[Date Prev][Date Next][Thread Prev][Thread Next][Date Index][Thread Index]
Keith R. Kluender wrote:
>Neil Todd's thoughtful contribution was informative. I only add a brief
>caveat to this discussion regarding the assumption of phonetic stages.
>It is sometimes useful to consider how speech perception would work if
>phonemes did not exist as an intervening stage between acoustic input
>and lexicon. Speech perception researchers, including myself, have
>perseverated on perception of phonemes as if they are the real entities
>to be explained. Much of this heritage arises from the utility of
>phonemes to efficiently describe distinctions between morphemes. As
>such, phonemes are an invention by linguists to describe language at
>a given level of detail. Phonemes may or may not exist as a separable
>level of analysis in the process of speech perception.

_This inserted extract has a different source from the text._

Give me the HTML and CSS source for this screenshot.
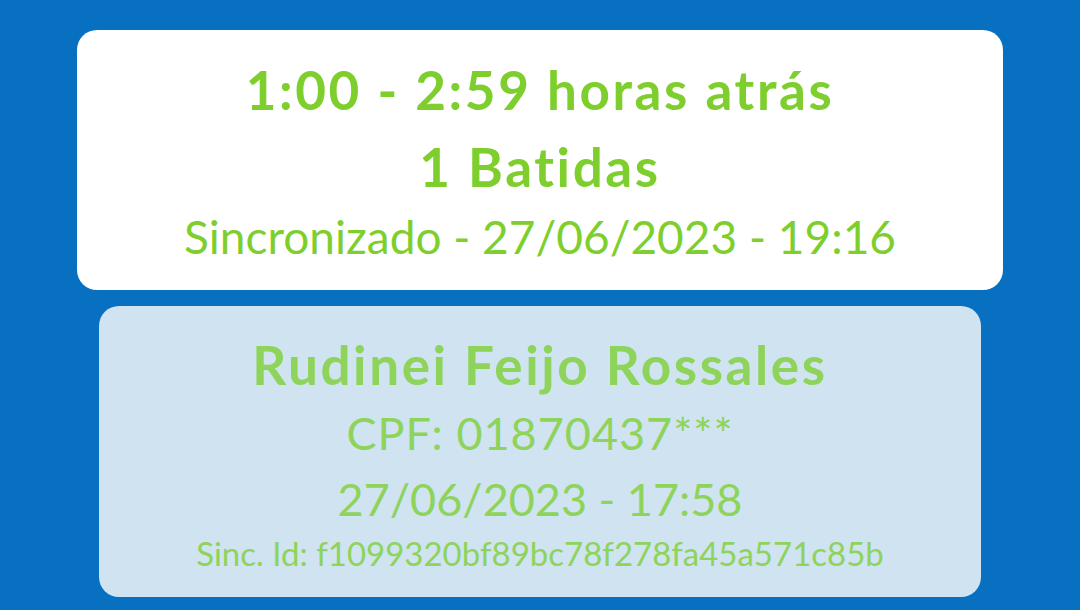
FILE: index.html
```html
<!DOCTYPE html>
<html lang="pt-BR">
<head>
<meta charset="utf-8">
<link rel="stylesheet" href="styles.css">
</head>
<body>
<div class="screen">
  <section class="card summary">
    <div class="line title">1:00 - 2:59 horas atrás</div>
    <div class="line count">1 Batidas</div>
    <div class="line sync">Sincronizado - 27/06/2023 - 19:16</div>
  </section>
  <section class="card record">
    <div class="line name">Rudinei Feijo Rossales</div>
    <div class="line cpf">CPF: 01870437***</div>
    <div class="line date">27/06/2023 - 17:58</div>
    <div class="line sid">Sinc. Id: f1099320bf89bc78f278fa45a571c85b</div>
  </section>
</div>
</body>
</html>
```

FILE: styles.css
```css
html, body {
  margin: 0;
  padding: 0;
  background: #0870c0;
}
.screen {
  width: 1080px;
  height: 610px;
  display: flex;
  flex-direction: column;
  align-items: center;
  padding-top: 30px;
  box-sizing: border-box;
  gap: 16px;
  font-family: "Lato", "Noto Sans", sans-serif;
}
.card {
  border-radius: 20px;
  display: flex;
  flex-direction: column;
  align-items: center;
  box-sizing: border-box;
}
.line {
  white-space: nowrap;
  line-height: 1;
}
.summary {
  width: 926px;
  height: 260px;
  background: #ffffff;
  color: #7ecf2e;
}
.title, .count, .name {
  font-size: 53px;
  font-weight: 700;
  letter-spacing: 2.6px;
}
.title { margin-top: 33px; }
.count { margin-top: 24px; }
.sync { font-size: 46px; margin-top: 21px; }
.record {
  width: 882px;
  height: 291px;
  background: #cfe3f1;
  color: #8ed35a;
}
.name { margin-top: 32px; }
.cpf { font-size: 45px; letter-spacing: 1px; margin-top: 20px; }
.date { font-size: 45px; margin-top: 21px; }
.sid { font-size: 33px; margin-top: 15px; }
```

>It sometimes is useful to imagine a lexicon that is primary encoded in
>auditory dimensions. What is true is that, if one wishes to economically
>describe the variance in this lexical space (e.g., principle components),
>much or most of the variance in the space could be described in terms
>of dimensions that map fairly well on to phonetic distinctions. However,
>this simply recapitulates the linguists' descriptive claims. It does
>not necessarily afford phonemes any process role. Instead, phonemes may
>be an emergent property of a sufficiently well-populated lexical space.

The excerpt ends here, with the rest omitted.